When welding aluminum, adjusting the AC balance (cleaning action vs. penetration) can dramatically affect results. A higher cleaning action (more electrode positive time) removes more oxide but generates more heat at the electrode tip. A lower cleaning action (less electrode positive) gives deeper penetration but may leave oxide residues. Many welders start with a balance setting around 65–70% (electrode negative) and fine‑tune from there. The Miller Electric TIG welding resource provides detailed charts for common alloys.

For critical or code‑required work, consider using a trailing shield (a long gas nozzle attachment) to protect the weld as it cools, especially on reactive metals like titanium or high‑alloy stainless steel. This prevents oxygen absorption that can cause embrittlement and discoloration. More information on shielding gas selection can be found at Weld Guru's TIG Welding Gas Guide.

Safety: The Non‑Negotiable Foundation

Clean and strong welds mean nothing if the welder isn’t protected. TIG welding produces intense UV radiation that can cause arc eye (photokeratitis) in seconds. Always use a welding helmet with a shade of at least #10 for DC work and #11–12 for high‑amperage AC. Auto‑darkening helmets that adjust to shade 9–13 are convenient, but check the response time—faster is better (1/20,000 second is typical).

Inhalation of hexavalent chromium (from stainless steel), zinc fumes (from galvanized), and other metal vapors poses serious health risks. Use a fume extractor or work in a well‑ventilated area; for confined spaces, wear a powered air‑purifying respirator (PAPR). Keep a fire extinguisher nearby, and be aware that TIG torches can become very hot—place them on an insulated stand when not in use. A detailed safety checklist is available through the OSHA Welding, Cutting, and Brazing page.

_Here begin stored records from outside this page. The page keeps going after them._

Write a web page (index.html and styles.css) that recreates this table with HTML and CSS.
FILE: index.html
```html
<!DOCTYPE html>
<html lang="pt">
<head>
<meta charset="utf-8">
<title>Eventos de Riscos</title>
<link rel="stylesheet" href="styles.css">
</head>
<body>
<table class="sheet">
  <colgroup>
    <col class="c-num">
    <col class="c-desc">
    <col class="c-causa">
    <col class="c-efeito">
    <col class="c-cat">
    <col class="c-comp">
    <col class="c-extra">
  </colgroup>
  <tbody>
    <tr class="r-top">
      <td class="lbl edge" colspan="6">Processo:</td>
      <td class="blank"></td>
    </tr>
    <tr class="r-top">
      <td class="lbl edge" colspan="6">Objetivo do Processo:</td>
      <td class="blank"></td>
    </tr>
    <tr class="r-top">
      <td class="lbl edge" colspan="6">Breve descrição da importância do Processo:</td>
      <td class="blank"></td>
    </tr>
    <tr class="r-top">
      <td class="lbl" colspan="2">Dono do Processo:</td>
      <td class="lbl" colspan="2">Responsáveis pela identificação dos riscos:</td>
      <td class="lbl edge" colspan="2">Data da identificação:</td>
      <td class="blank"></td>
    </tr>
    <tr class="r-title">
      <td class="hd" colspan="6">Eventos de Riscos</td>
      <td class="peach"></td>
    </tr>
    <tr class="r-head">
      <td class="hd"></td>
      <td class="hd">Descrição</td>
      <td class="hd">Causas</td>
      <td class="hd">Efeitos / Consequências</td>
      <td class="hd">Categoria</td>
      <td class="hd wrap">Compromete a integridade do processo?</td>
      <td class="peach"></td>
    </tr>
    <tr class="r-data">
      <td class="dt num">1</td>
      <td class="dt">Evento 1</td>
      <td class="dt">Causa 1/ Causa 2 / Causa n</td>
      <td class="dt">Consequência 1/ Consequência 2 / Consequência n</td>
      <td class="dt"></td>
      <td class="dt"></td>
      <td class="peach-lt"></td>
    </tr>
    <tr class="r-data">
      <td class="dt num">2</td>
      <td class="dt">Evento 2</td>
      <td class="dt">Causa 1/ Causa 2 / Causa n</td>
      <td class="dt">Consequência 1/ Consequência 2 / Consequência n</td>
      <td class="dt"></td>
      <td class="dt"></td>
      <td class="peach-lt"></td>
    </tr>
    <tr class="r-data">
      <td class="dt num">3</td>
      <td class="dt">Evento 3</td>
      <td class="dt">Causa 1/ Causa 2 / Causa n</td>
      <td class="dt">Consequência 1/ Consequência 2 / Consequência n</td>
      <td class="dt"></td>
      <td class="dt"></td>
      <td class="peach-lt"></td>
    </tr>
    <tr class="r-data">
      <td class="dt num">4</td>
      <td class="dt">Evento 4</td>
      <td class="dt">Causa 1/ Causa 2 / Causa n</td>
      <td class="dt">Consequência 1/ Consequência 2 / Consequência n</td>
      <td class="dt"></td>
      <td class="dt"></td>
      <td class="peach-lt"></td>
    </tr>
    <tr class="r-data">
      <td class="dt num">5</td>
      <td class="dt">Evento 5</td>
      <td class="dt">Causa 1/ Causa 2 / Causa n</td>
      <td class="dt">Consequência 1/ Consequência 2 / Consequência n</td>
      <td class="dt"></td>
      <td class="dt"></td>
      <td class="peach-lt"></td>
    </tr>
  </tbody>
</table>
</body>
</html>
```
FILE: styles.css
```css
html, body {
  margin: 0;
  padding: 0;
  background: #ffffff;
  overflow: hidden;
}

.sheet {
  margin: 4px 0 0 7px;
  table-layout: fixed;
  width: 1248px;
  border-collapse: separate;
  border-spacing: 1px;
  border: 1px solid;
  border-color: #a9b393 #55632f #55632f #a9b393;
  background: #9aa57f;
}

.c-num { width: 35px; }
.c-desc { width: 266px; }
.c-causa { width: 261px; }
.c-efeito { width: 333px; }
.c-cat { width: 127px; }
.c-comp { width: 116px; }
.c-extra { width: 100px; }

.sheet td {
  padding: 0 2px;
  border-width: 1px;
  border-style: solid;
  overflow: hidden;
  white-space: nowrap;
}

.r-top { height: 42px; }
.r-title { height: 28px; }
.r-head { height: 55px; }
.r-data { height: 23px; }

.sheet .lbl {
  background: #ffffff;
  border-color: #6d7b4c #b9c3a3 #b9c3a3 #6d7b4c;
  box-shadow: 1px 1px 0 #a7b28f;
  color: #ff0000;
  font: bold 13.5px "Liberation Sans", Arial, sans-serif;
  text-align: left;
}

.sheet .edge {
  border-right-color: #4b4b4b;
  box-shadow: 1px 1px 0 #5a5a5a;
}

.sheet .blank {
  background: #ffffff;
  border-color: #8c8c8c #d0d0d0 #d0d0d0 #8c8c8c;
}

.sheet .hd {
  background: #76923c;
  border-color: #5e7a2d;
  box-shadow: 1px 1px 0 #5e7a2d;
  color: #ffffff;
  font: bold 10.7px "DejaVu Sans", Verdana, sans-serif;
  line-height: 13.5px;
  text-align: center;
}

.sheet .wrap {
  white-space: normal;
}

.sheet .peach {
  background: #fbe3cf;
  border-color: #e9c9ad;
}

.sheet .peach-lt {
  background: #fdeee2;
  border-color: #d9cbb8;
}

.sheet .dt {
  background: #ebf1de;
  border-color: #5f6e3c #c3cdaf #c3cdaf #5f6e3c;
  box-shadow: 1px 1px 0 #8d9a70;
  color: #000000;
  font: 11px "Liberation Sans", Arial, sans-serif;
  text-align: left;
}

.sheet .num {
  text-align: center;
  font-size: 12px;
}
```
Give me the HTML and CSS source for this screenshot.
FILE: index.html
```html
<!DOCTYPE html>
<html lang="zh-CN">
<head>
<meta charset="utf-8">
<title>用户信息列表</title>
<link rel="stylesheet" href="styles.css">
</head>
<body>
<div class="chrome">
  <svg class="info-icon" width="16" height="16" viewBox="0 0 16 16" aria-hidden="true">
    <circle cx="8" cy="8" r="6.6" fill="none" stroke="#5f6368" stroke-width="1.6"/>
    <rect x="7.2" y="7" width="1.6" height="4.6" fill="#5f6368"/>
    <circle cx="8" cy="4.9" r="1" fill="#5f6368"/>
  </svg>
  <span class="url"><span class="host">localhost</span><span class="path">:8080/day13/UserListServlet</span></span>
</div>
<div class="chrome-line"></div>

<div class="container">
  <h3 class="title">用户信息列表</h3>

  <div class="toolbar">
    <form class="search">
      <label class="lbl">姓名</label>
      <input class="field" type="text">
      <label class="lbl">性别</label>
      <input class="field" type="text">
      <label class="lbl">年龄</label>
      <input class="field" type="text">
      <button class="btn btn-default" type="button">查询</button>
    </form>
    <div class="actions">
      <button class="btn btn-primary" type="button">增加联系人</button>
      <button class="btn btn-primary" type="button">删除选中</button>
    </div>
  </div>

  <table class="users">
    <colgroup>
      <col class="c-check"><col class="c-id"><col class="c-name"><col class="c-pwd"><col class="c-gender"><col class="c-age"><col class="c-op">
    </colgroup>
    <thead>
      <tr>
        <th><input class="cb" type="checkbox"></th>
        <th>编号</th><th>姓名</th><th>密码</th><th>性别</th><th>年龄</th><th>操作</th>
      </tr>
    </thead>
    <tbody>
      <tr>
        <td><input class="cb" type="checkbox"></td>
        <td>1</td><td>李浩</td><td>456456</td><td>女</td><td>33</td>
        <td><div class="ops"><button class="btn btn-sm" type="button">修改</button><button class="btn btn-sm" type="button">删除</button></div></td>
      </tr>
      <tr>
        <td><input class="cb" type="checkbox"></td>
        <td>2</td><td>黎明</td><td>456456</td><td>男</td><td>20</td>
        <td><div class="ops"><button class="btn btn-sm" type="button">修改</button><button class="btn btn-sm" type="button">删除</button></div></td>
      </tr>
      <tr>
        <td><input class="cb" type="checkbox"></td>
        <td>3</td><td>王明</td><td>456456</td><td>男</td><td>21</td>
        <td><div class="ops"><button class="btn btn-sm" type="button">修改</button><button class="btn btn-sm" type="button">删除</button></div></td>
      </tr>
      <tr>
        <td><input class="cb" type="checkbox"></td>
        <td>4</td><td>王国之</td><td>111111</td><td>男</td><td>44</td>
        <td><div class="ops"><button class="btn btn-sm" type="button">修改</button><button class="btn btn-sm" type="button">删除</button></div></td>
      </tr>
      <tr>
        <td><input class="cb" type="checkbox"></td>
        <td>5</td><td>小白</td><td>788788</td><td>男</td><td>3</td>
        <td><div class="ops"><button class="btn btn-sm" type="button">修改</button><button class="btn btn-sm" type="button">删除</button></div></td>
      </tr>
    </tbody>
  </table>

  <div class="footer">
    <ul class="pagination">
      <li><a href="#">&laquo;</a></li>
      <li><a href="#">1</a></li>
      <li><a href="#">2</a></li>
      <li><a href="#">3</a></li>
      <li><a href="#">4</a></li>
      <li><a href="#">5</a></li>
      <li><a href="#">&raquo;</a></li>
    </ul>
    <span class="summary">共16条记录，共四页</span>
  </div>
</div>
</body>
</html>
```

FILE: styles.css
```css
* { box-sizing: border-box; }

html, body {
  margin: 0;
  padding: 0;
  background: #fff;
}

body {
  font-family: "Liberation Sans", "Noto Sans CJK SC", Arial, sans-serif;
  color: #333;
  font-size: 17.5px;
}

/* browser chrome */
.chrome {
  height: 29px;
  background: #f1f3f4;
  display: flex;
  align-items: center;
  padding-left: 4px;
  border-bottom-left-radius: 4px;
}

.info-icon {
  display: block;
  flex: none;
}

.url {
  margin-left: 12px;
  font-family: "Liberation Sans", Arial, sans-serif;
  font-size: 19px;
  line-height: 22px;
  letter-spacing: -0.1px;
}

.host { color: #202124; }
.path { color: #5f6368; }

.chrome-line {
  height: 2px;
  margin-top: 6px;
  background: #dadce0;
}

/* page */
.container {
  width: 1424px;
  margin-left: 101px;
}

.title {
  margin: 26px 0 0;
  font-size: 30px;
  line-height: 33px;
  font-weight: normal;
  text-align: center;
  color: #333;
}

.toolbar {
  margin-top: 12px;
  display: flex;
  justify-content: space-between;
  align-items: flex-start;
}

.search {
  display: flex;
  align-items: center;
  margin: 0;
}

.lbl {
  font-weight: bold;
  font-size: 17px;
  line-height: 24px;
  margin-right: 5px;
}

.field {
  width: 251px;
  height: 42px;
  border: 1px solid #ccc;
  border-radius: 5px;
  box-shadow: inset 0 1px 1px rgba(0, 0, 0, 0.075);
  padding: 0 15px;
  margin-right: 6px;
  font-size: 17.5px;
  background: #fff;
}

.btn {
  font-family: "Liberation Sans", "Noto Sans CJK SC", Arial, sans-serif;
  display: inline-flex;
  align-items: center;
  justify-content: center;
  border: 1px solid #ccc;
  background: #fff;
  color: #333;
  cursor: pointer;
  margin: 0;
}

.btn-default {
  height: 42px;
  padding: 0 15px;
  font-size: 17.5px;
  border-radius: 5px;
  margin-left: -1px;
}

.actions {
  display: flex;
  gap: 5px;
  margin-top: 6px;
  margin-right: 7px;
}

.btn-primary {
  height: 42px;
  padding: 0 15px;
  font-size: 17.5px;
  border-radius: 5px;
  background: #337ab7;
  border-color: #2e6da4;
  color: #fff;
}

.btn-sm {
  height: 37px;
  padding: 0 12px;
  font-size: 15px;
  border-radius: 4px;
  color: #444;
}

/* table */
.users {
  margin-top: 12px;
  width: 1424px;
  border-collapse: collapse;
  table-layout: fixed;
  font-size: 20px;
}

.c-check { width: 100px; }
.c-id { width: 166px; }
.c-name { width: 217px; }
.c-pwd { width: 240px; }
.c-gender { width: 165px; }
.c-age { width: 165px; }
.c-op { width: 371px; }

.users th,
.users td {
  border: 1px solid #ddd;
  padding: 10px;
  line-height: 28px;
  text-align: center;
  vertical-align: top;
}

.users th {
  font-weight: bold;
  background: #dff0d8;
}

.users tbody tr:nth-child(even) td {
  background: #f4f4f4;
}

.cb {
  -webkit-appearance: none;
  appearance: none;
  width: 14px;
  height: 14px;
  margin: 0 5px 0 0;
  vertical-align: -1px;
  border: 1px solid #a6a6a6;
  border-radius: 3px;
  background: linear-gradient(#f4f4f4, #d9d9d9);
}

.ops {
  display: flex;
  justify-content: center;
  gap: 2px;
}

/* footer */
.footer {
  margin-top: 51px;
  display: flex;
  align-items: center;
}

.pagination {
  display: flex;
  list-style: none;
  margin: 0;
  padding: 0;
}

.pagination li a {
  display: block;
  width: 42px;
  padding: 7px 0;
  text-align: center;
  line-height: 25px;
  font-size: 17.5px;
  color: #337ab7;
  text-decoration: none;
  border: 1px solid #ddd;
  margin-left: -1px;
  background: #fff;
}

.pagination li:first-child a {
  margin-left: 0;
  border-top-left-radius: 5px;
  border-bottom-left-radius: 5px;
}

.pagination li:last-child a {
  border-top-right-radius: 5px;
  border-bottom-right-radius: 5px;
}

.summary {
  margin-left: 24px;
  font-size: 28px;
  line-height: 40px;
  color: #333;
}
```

Putting It All Together: Your Path to Mastery

Achieving clean, strong welds with TIG welding is a combination of proper equipment setup, meticulous preparation, practiced technique, and constant awareness of heat and shielding gas dynamics. No single tip will transform your results overnight, but incremental improvements in each area compound over time. Start by selecting the correct tungsten and gas for your material, clean everything twice, begin with simple butt joints on flat plate, and gradually increase complexity as your hand‑eye coordination and puddle control improve.

Film yourself welding occasionally—reviewing the video can reveal habits you don’t feel while welding, such as drifting torch angle or inconsistent filler feed. Join online communities or local welding clubs to compare notes and get critiques. Resources like The Fabricator offer deep dives into process parameters and real‑world case studies.

Remember that even the most accomplished TIG welders had to burn through many pounds of filler rod before their work looked effortless. Patience, not talent, is the primary ingredient. Stay relaxed, stay safe, and keep practicing—the payoff is a skill that produces durable, beautiful joints across nearly any metal.